> [What you are asked to do] Work through the following lines and count those that hold the word "React". Reply with that number only.
** start Data in this exercise **
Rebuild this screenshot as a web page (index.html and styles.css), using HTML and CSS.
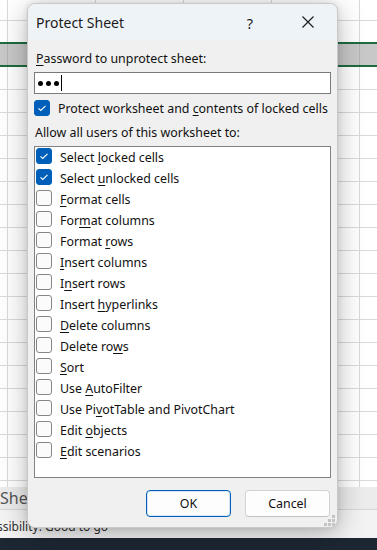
** end Data in this exercise **
** start Data in this exercise **
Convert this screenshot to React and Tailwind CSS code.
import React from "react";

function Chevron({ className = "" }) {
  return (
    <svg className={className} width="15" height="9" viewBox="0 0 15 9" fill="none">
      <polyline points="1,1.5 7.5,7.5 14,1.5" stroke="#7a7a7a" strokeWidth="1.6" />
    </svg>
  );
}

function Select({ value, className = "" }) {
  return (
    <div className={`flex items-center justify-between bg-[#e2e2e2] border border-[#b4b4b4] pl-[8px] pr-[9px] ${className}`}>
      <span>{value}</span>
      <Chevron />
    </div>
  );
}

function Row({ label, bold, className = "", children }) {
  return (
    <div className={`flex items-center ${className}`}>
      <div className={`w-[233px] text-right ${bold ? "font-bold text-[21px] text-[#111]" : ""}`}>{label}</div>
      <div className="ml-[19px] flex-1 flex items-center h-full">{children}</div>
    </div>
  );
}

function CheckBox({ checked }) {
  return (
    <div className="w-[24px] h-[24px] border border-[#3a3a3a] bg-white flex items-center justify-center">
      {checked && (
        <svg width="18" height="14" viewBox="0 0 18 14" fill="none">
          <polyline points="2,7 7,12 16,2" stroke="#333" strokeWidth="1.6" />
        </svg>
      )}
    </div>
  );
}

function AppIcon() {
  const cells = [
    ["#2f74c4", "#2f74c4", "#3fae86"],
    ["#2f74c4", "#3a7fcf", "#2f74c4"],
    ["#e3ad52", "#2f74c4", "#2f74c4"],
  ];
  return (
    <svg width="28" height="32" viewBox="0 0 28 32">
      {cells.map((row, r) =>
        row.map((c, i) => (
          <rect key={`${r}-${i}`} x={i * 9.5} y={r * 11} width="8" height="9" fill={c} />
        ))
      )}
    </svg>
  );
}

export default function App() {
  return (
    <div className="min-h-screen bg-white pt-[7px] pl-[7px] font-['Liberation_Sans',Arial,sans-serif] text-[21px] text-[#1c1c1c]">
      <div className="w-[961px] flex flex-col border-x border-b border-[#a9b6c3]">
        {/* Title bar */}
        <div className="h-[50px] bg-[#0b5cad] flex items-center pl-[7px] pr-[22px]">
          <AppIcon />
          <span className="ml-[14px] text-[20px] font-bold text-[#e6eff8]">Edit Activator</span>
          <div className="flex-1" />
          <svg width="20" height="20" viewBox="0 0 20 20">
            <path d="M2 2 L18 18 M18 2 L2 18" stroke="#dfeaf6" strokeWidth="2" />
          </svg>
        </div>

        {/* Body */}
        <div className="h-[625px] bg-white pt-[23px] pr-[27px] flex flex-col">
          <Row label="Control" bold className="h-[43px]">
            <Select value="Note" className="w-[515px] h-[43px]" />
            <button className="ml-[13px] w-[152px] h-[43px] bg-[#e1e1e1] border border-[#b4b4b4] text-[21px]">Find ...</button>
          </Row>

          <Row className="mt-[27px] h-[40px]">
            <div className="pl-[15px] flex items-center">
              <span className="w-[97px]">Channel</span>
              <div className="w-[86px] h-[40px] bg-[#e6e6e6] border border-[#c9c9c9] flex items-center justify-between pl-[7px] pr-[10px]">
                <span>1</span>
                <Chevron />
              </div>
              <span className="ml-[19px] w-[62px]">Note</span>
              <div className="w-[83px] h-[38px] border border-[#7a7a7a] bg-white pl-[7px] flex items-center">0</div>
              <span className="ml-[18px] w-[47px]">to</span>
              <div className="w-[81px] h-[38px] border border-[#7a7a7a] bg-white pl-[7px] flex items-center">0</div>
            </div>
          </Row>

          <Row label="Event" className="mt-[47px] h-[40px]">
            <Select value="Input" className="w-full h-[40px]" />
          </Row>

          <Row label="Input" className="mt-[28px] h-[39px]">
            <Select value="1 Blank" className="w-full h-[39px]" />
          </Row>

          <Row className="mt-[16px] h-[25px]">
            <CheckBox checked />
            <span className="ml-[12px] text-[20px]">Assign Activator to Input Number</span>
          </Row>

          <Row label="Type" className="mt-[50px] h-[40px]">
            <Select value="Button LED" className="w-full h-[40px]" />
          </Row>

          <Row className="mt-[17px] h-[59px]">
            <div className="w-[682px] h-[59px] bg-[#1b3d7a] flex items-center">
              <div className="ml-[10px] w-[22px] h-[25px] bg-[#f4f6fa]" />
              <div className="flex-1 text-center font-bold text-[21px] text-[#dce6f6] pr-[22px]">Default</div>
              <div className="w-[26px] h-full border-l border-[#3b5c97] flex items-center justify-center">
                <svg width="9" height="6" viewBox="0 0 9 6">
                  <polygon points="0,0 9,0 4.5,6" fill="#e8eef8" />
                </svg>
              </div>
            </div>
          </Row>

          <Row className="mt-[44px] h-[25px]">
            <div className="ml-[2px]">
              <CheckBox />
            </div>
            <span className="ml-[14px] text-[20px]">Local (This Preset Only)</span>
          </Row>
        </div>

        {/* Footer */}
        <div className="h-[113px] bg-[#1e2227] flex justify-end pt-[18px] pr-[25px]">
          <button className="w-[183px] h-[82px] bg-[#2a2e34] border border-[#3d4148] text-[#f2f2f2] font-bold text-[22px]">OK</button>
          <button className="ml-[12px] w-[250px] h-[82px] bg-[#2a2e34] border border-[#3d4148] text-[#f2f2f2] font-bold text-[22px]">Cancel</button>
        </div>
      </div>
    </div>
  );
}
** end Data in this exercise **
> [Solved exercise] 2